- United Kingdom theatrical release poster
- Directed by: Richard Bracewell
- Screenplay by: Laurence Rickard Ben Willbond
- Story by: Laurence Rickard Ben Willbond
- Produced by: Richard Bracewell Tony Bracewell Alasdair Flind Charles Steel
- Starring: Mathew Baynton Simon Farnaby Martha Howe-Douglas Jim Howick Laurence Rickard Ben Willbond Helen McCrory Damian Lewis
- Cinematography: Laurie Rose
- Edited by: Gary Dollner David Freeman Billy Sneddon
- Music by: Andrew Hewitt
- Production companies: BBC Films Punk Cinema Cowboy Films
- Distributed by: Vertigo Films (UK)
- Release date: 18 September 2015 (United Kingdom);
- Running time: 94 minutes
- Country: United Kingdom
- Language: English
- Budget: $6.4 million
- Box office: $968,534

= Bill (2015 film) =

Bill is a 2015 British family adventure comedy film from the Them There theatrical collective, famed for being behind children's TV series Horrible Histories and Yonderland. It was produced by Punk Cinema, Cowboy Films and BBC Films and was released in the UK on 18 September 2015 by Vertigo Films. The film is a fictional take on the young William Shakespeare's search for fame and fortune, as written by Laurence Rickard and Ben Willbond and directed by Richard Bracewell who co-produced with Tony Bracewell, Alasdair Flind and Charles Steel.
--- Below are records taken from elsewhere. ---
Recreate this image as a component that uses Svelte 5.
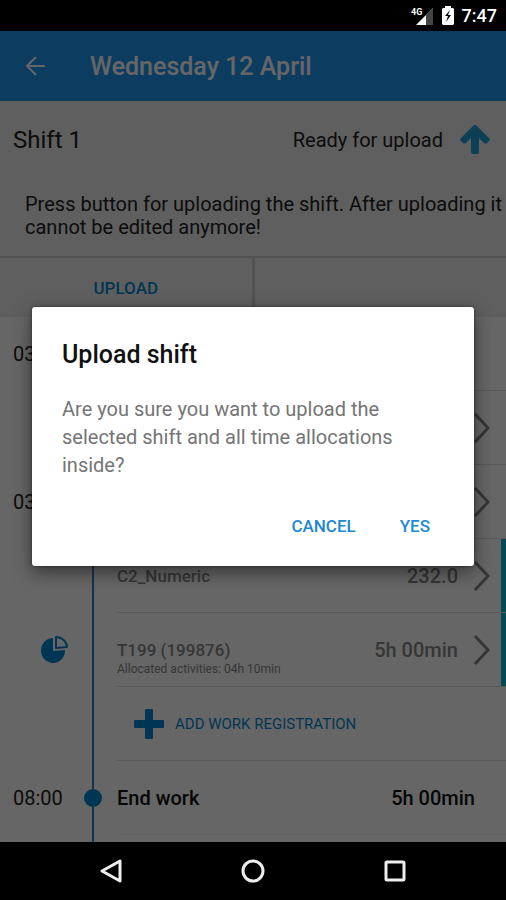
<script>
  let open = true;

  const rows = [
    { time: "03:00" },
    { chevron: true },
    { time: "03:00", chevron: true },
    { label: "C2_Numeric", value: "232.0", chevron: true, marked: true },
    {
      label: "T199 (199876)",
      note: "Allocated activities: 04h 10min",
      value: "5h 00min",
      chevron: true,
      marked: true,
      pie: true,
    },
    { add: true },
    { time: "08:00", label: "End work", value: "5h 00min", strong: true },
  ];

  function close() {
    open = false;
  }
</script>

<div class="device">
  <div class="status">
    <svg width="24" height="20" viewBox="0 0 24 20">
      <path d="M22 2v17H5z" fill="#fff" />
      <path d="M15 8l7-6v17h-7z" fill="#444" />
      <text x="0" y="9" font-size="9" font-weight="700" fill="#fff">4G</text>
    </svg>
    <svg class="battery" width="12" height="19" viewBox="0 0 12 19">
      <path d="M3 2V0h6v2h2l1 1v15l-1 1H1l-1-1V3l1-1z" fill="#fff" />
      <path d="M8 4l-5 6h3l-2 6 5-7H6z" fill="#000" />
    </svg>
    <span>7:47</span>
  </div>

  <div class="screen">
    <header>
      <button class="back" aria-label="Back">
        <svg width="20" height="20" viewBox="0 0 20 20">
          <path
            d="M20 10H2M11 1L2 10l9 9"
            fill="none"
            stroke="currentColor"
            stroke-width="2"
          />
        </svg>
      </button>
      <h1>Wednesday 12 April</h1>
    </header>

    <section class="shift">
      <div class="heading">
        <h2>Shift 1</h2>
        <span>Ready for upload</span>
        <svg width="30" height="30" viewBox="0 0 30 30">
          <path
            d="M15 0q1 0 2 1l12 12q2 2 0 3l-2 2q-1 1-3 0l-5-5v14q0 2-2 2h-4q-2 0-2-2V13l-5 5q-2 1-3 0l-2-2q-2-1 0-3L13 1q1-1 2-1z"
            fill="#1ea0d4"
          />
        </svg>
      </div>
      <p>
        Press button for uploading the shift. After uploading it cannot be
        edited anymore!
      </p>
      <div class="actions">
        <button class="upload">UPLOAD</button>
        <div class="empty"></div>
      </div>
    </section>

    <ul>
      {#each rows as row}
        <li class:marked={row.marked} class:strong={row.strong}>
          <div class="time">
            {#if row.time}{row.time}{/if}
            {#if row.pie}
              <svg width="28" height="28" viewBox="0 0 28 28">
                <path d="M13 2v13l12-1A12 12.500 0 1 1 13 2z" fill="#0288d1" />
                <path
                  d="M16 1v11l11-1A11 11 0 0 0 16 1z"
                  fill="none"
                  stroke="#0288d1"
                  stroke-width="2"
                  stroke-linejoin="round"
                />
              </svg>
            {/if}
          </div>
          <div class="track">
            {#if row.strong}<span class="dot"></span>{/if}
          </div>
          <div class="entry">
            {#if row.add}
              <button class="add">
                <svg width="30" height="30" viewBox="0 0 30 30">
                  <path
                    d="M12 0h6q1 0 1 1v10h10q1 0 1 1v6q0 1-1 1H19v10q0 1-1 1h-6q-1 0-1-1V19H1q-1 0-1-1v-6q0-1 1-1h10V1q0-1 1-1z"
                    fill="#0288d1"
                  />
                </svg>
                ADD WORK REGISTRATION
              </button>
            {:else}
              <div class="label">
                {row.label ?? ""}
                {#if row.note}<small>{row.note}</small>{/if}
              </div>
              <div class="value">{row.value ?? ""}</div>
              {#if row.chevron}
                <svg width="18" height="30" viewBox="0 0 18 30">
                  <path
                    d="M2 1l13 14L2 29"
                    fill="none"
                    stroke="#888"
                    stroke-width="3"
                  />
                </svg>
              {/if}
            {/if}
          </div>
        </li>
      {/each}
    </ul>

    {#if open}
      <div class="overlay">
        <div class="dialog" role="dialog" aria-labelledby="dialog-title">
          <h3 id="dialog-title">Upload shift</h3>
          <p>
            Are you sure you want to upload the selected shift and all time
            allocations inside?
          </p>
          <div class="buttons">
            <button on:click={close}>CANCEL</button>
            <button on:click={close}>YES</button>
          </div>
        </div>
      </div>
    {/if}
  </div>

  <nav>
    <button aria-label="Back">
      <svg width="24" height="24" viewBox="0 0 24 24">
        <path d="M21 2v20L3 12z" />
      </svg>
    </button>
    <button aria-label="Home">
      <svg width="24" height="24" viewBox="0 0 24 24">
        <circle cx="12" cy="12" r="10" />
      </svg>
    </button>
    <button aria-label="Recent apps">
      <svg width="24" height="24" viewBox="0 0 24 24">
        <rect x="3" y="3" width="18" height="18" rx="1" />
      </svg>
    </button>
  </nav>
</div>

<style>
  :global(body) {
    margin: 0;
    background: #000;
    font-family: Roboto, sans-serif;
  }

  h1,
  h2,
  h3,
  p,
  ul {
    margin: 0;
    padding: 0;
  }

  button {
    padding: 0;
    border: 0;
    background: none;
    font-family: inherit;
    cursor: pointer;
  }

  svg {
    display: block;
    flex: none;
  }

  .device {
    display: flex;
    flex-direction: column;
    min-height: 100vh;
  }

  .status {
    display: flex;
    align-items: center;
    justify-content: flex-end;
    height: 31px;
    padding-right: 9px;
    color: #fff;
    font-size: 18px;
    font-weight: 500;
  }

  .battery {
    margin: 0 8px 0 7px;
  }

  .screen {
    position: relative;
    flex: 1;
    display: flex;
    flex-direction: column;
    background: #fff;
  }

  header {
    display: flex;
    align-items: center;
    height: 70px;
    padding-left: 25px;
    background: #2196f3;
    color: #fff;
    box-shadow: 0 1px 3px rgba(0, 0, 0, 0.4);
  }

  .back {
    margin-right: 45px;
    color: inherit;
  }

  h1 {
    font-size: 25px;
    font-weight: 500;
  }

  .shift {
    background: #eee;
    color: #222;
  }

  .heading {
    display: flex;
    align-items: center;
    height: 78px;
    padding: 0 16px 0 13px;
    font-size: 20px;
  }

  h2 {
    flex: 1;
    font-size: 24px;
    font-weight: 400;
  }

  .heading svg {
    margin-left: 17px;
  }

  .shift p {
    padding: 14px 0 17px 25px;
    font-size: 20px;
    line-height: 23px;
  }

  .actions {
    display: flex;
    height: 59px;
    border-top: 2px solid #ccc;
  }

  .upload {
    flex: 1;
    color: #0288d1;
    font-size: 17px;
    font-weight: 500;
  }

  .empty {
    flex: 1;
    border-left: 3px solid #ccc;
  }

  ul {
    flex: 1;
    display: flex;
    flex-direction: column;
    list-style: none;
  }

  li {
    display: flex;
    height: 74px;
    color: #888;
    font-size: 20px;
    font-weight: 500;
  }

  .strong {
    flex: 1;
    color: #111;
  }

  .marked {
    box-shadow: inset -5px 0 #00bcd4;
  }

  .time {
    display: flex;
    align-items: center;
    box-sizing: border-box;
    width: 92px;
    height: 74px;
    padding-left: 13px;
    color: #222;
    font-weight: 400;
  }

  .time svg {
    margin-left: 27px;
  }

  .track {
    position: relative;
    width: 2px;
    background: #2f86c5;
  }

  .dot {
    position: absolute;
    top: 28px;
    left: -8px;
    width: 18px;
    height: 18px;
    border-radius: 50%;
    background: #0288d1;
  }

  .entry {
    flex: 1;
    display: flex;
    align-items: center;
    box-sizing: border-box;
    height: 74px;
    margin-left: 23px;
    padding-right: 15px;
    border-bottom: 1px solid #e0e0e0;
  }

  .strong .entry {
    padding-right: 31px;
    border-color: #f4f4f4;
  }

  .label {
    flex: 1;
    align-self: flex-start;
    padding-top: 25px;
    font-size: 17px;
    line-height: 24px;
  }

  .strong .label {
    font-size: 20px;
  }

  small {
    display: block;
    font-size: 12px;
    font-weight: 400;
    line-height: 14px;
  }

  .value + svg {
    margin-left: 15px;
  }

  .add {
    display: flex;
    align-items: center;
    gap: 11px;
    margin-left: 17px;
    color: #0288d1;
    font-size: 15px;
  }

  .overlay {
    position: absolute;
    inset: 0;
    display: flex;
    align-items: center;
    padding: 0 32px;
    background: rgba(0, 0, 0, 0.6);
  }

  .dialog {
    flex: 1;
    padding: 31px 22px 16px 30px;
    border-radius: 3px;
    background: #fff;
    box-shadow: 0 6px 18px rgba(0, 0, 0, 0.5), 0 0 3px rgba(0, 0, 0, 0.5);
  }

  h3 {
    color: #111;
    font-size: 25px;
    font-weight: 500;
    line-height: 34px;
  }

  .dialog p {
    margin: 23px 0;
    padding-right: 22px;
    color: #757575;
    font-size: 20px;
    line-height: 28px;
  }

  .buttons {
    display: flex;
    justify-content: flex-end;
  }

  .buttons button {
    height: 48px;
    padding: 0 22px;
    color: #1e88d2;
    font-size: 17px;
    font-weight: 500;
  }

  nav {
    display: flex;
    align-items: center;
    justify-content: center;
    gap: 118px;
    height: 58px;
  }

  nav svg {
    fill: none;
    stroke: #eee;
    stroke-width: 3;
    stroke-linejoin: round;
  }
</style>
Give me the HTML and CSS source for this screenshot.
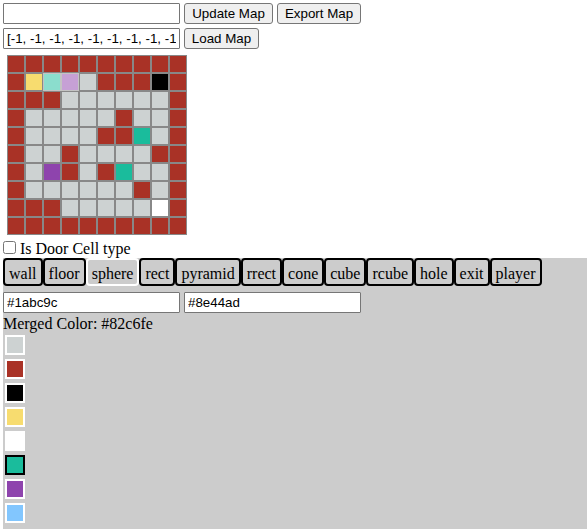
FILE: index.html
```html
<!DOCTYPE html>
<html lang="en">
<head>
<meta charset="utf-8">
<title>Map Editor</title>
<link rel="stylesheet" href="styles.css">
</head>
<body>
<div class="row">
  <input class="field" type="text">
  <button class="btn update">Update Map</button>
  <button class="btn export">Export Map</button>
</div>
<div class="row">
  <input class="field" type="text" value="[-1, -1, -1, -1, -1, -1, -1, -1, -1, -1, -1, -1]">
  <button class="btn load">Load Map</button>
</div>
<div class="map" id="map"></div>
<label class="door"><input type="checkbox"><span>Is Door Cell type</span></label>
<div class="panel">
  <div class="types">
    <div class="type">wall</div><div class="type">floor</div><div class="type selected">sphere</div><div class="type">rect</div><div class="type">pyramid</div><div class="type">rrect</div><div class="type">cone</div><div class="type">cube</div><div class="type">rcube</div><div class="type">hole</div><div class="type">exit</div><div class="type">player</div>
  </div>
  <div class="colors">
    <input class="field" type="text" value="#1abc9c">
    <input class="field" type="text" value="#8e44ad">
  </div>
  <div class="merged">Merged Color: #82c6fe</div>
  <div class="palette">
    <div class="swatch floor"></div>
    <div class="swatch wall"></div>
    <div class="swatch black"></div>
    <div class="swatch yellow"></div>
    <div class="swatch white"></div>
    <div class="swatch teal active"></div>
    <div class="swatch purple"></div>
    <div class="swatch blue"></div>
  </div>
</div>
<script src="map.js"></script>
</body>
</html>
```
FILE: styles.css
```css
* { box-sizing: border-box; }
body {
  margin: 0;
  padding: 3px 0 0 3px;
  height: 530px;
  overflow: hidden;
  background: #fff;
  color: #000;
  font: 16px/18px "Liberation Serif", "Times New Roman", serif;
}
.row, .colors { display: flex; gap: 4px; height: 21px; }
.row { margin-bottom: 4px; }
.field {
  width: 177px;
  height: 21px;
  margin: 0;
  padding: 1px 3px;
  border: 1px solid #767676;
  border-radius: 1px;
  background: #fff;
  color: #000;
  font: 13.333px "Liberation Sans", Arial, sans-serif;
}
.btn {
  height: 21px;
  margin: 0;
  padding: 0;
  border: 1px solid #767676;
  border-radius: 3px;
  background: #efefef;
  color: #000;
  font: 13.333px "Liberation Sans", Arial, sans-serif;
}
.update { width: 89px; }
.export { width: 84px; }
.load { width: 75px; }
.map {
  display: grid;
  grid-template-columns: repeat(10, 18px);
  grid-auto-rows: 18px;
  margin: 6px 0 0 4px;
}
.cell { border: 1px solid #888; }
.faded { opacity: .5; }
.door {
  display: flex;
  align-items: flex-start;
  gap: 4px;
  height: 18px;
  margin-top: 5px;
}
.door input { width: 13px; height: 13px; margin: 1px 0 0; }
.panel { height: 271px; background: #ccc; }
.types { display: flex; height: 28px; }
.type {
  flex: none;
  height: 28px;
  padding: 5px 4px 1px;
  border: 2px solid #000;
  border-radius: 4px;
}
.type.selected { border-color: #fff; }
.colors { margin-top: 6px; }
.merged { margin-top: 2px; }
.palette {
  display: flex;
  flex-direction: column;
  gap: 4px;
  padding: 2px;
}
.swatch { width: 20px; height: 20px; border: 2px solid #fff; }
.swatch.active { border-color: #000; }
.floor { background: #cdd2d2; }
.wall { background: #a93226; }
.black { background: #000; }
.yellow { background: #f7dc6f; }
.white { background: #fff; }
.teal { background: #1abc9c; }
.purple { background: #8e44ad; }
.blue { background: #82c6fe; }
```
FILE: map.js
```js
const kinds = {
  R: "wall", G: "floor", Y: "yellow", K: "black", W: "white",
  T: "teal", P: "purple", t: "teal faded", p: "purple faded"
};
const rows = [
  "RRRRRRRRRR",
  "RYtpGRRRKR",
  "RRRGGGGGGR",
  "RGGGGGRGGR",
  "RGGGGRRTGR",
  "RGGRGGGGRR",
  "RGPRGRTGGR",
  "RGGGGGGRGR",
  "RRRGGGGGWR",
  "RRRRRRRRRR"
];
const map = document.getElementById("map");
for (const key of rows.join("")) {
  const cell = document.createElement("div");
  cell.className = "cell " + kinds[key];
  map.appendChild(cell);
}
```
It features the six lead performers playing several different roles each including Mathew Baynton, Martha Howe-Douglas, Ben Willbond, Simon Farnaby, Jim Howick and Laurence Rickard. Bill has received mostly positive reviews from critics and grossed $968,534 worldwide. The film also received nominations for the Evening Standard British Film Award for Award for Comedy and the Into Film Award for Family Film of the Year.

==Premise==
Bill is set during Shakespeare's "lost years"—the crucial period, long a mystery to scholars, covering his rise from obscurity in Stratford-upon-Avon to fame as a playwright in London. According to the official synopsis, the film will tell the "real story" of what happens when "hopeless lute player Bill Shakespeare leaves his family and home to follow his dream. It’s a tale of murderous kings, spies, lost loves, and a plot to blow up Queen Elizabeth I." Writer Rickard further explained that in this "very different" version of his life, the future Bard has already tried "everything from contemporary dance to playing lute in a band. He's never found his calling."

==Cast==
The six members of the starring troupe were announced as playing 40 total roles, in the manner of the Monty Python films. Their full list of roles is below:
- Mathew Baynton as William Shakespeare, Lord Burghley, English messenger, Customs official
- Martha Howe-Douglas as Anne Hathaway, Molly, Spanish courtier, Body collector
- Ben Willbond as King Philip II of Spain, Earl of Southampton, Grubby Thief, Alexander Dimitrievitch, Head of Guards
- Simon Farnaby as Juan Domingo, Earl of Croydon, Sausage, Dimitri Alexandrovitch, Fur Seller
- Jim Howick as Gabriel Montoya, Christopher Marlowe, Cynical Jester, Palace Doorman, Mysterious Man, Even Grubbier Thief, Party Planner
- Laurence Rickard as Lope Lopez, Sir Francis Walsingham, Stand-up Jester, Chatty Guard, Slightly late courtier, Ian, Hanging Criminal, Chicken Drumstick

It was confirmed at the 2014 Cannes film festival that Homeland star Damian Lewis would be joining the cast as Sir Richard Hawkins.
Other supporting actors include:

- Helen McCrory as Queen Elizabeth I
- Rufus Jones as Sir Walter Raleigh
- Justin Edwards as Sir Francis Drake
- David Crow as Ramon
- John Henry Falle as Miguel
- Jamie Demetriou as Sergio
- Richard Atwill as Seve

==Production==

The starring cast in York Minster. L-R: Laurence Rickard, Simon Farnaby, Mathew Baynton (as "Bill" Shakespeare), Martha Howe-Douglas, Ben Willbond and Jim Howick

BBC Films announced Bill on 13 May 2013, as a co-production with fellow UK production companies Punk Cinema and Cowboy Films. Head of BBC Films Christine Langan said that "we’re thrilled [to be] making the first film starring this team of incredibly talented and popular British comedy writers and performers." In November of the same year ScreenDaily.com reported that the BFI (British Film Institute) Film Fund had invested £1 million in the production, with further undisclosed amounts coming from BBC Films, LipSync and Screen Yorkshire, through its Yorkshire Content Fund.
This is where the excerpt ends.